Not everyone in York sees racism as a problem, and some feel Black Lives Matter (BLM) protests have gone too far by scratching at old wounds when the U.K. has made progress in recent decades.

“I don’t think our country holds anybody back,” said Paul West, who was preparing to dig test holes for anti-terror barriers on a central York street.

West, 33, pointed to the former archbishop of York, John Sentamu, who is Black and retired last month, as well as other ethnic minority leaders in the country as evidence that people of color can advance.

He supported the right of protesters to take to the street, but took issue with their targeting of former British Prime Minister Winston Churchill, whose legacy of leading Britain to victory in World War II is tainted by evidence of racist and white supremacist views.

“My grandfather fought in the war. I feel it’s spitting in our face a little bit on the history; when your forefathers fought in that war, it’s a bit disrespectful,” he said.

“It went away from what was relevant and made it irrelevant in my view.”

Paul West pointed to the former archbishop of York, John Sentamu, who is Black and retired last month, among others as evidence that people of color can advance in the U.K.
Saphora Smith / NBC News

Many in this city, however, say that how history is portrayed is connected to the societal problems of today.

Olivia Wyatt, an undergraduate history student at the University of York, is working with northern schools to teach Black British history, inspired in part by her own experience of learning about the slave trade at school, where she said slavery was framed as largely American and only loosely connected to Britain.

Otherwise Black Britons did not feature in the pages of her school history books, something she said can make people see Black British history as marginal and removed from their own lives.

“The danger of that is that they start to see Black and Asian or Black and brown people as not British,” Wyatt, 21, who is of African-Caribbean and Indian heritage, said by phone from her hometown, Leeds.

Young people in York appeared to be more comfortable with the nuances of the debate over racism in the U.K. All of the half a dozen or more teenagers and millennials who spoke to NBC News said they felt systemic racism was a problem in the U.K. and had actively tried to better educate themselves by reading or watching videos online.

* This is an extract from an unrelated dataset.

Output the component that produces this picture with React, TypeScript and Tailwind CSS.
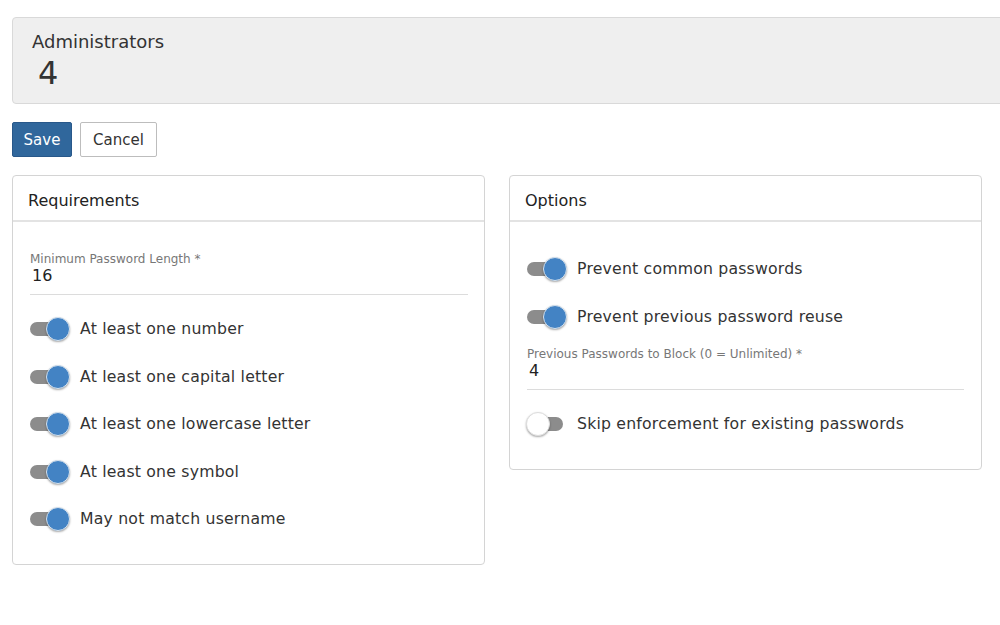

Many pointed to social media as an important source of information that has exposed them to a global conversation on race, whether through celebrity endorsement of BLM, soccer players taking a knee on the field or people in their networks sharing information.

The global conversation is promoting concrete local activism as well.

Njie said she had in the past raised the issue of racism with the city council and had discussed an effort to hear the stories of those who had experienced racism in the city in order to implement change. But Njie said the council had dragged its feet and eventually nothing came of it.

But City Councillor Darryl Smalley said that the council was acting and that in response to Floyd’s death and the recent protests, it had set up an action group to come up with policies to tackle hate crime and racism in the city.

Floyd’s death and the subsequent protests also spurred Njie to set up Speak Up Diversity, a grassroots group that aims to tackle systematic and institutional racism in York, by focusing, among other things, on education, awareness and the reporting of racist incidents in the workplace.

“It’s an historic opportunity,” she said. “White people are actually coming and saying what can I do?”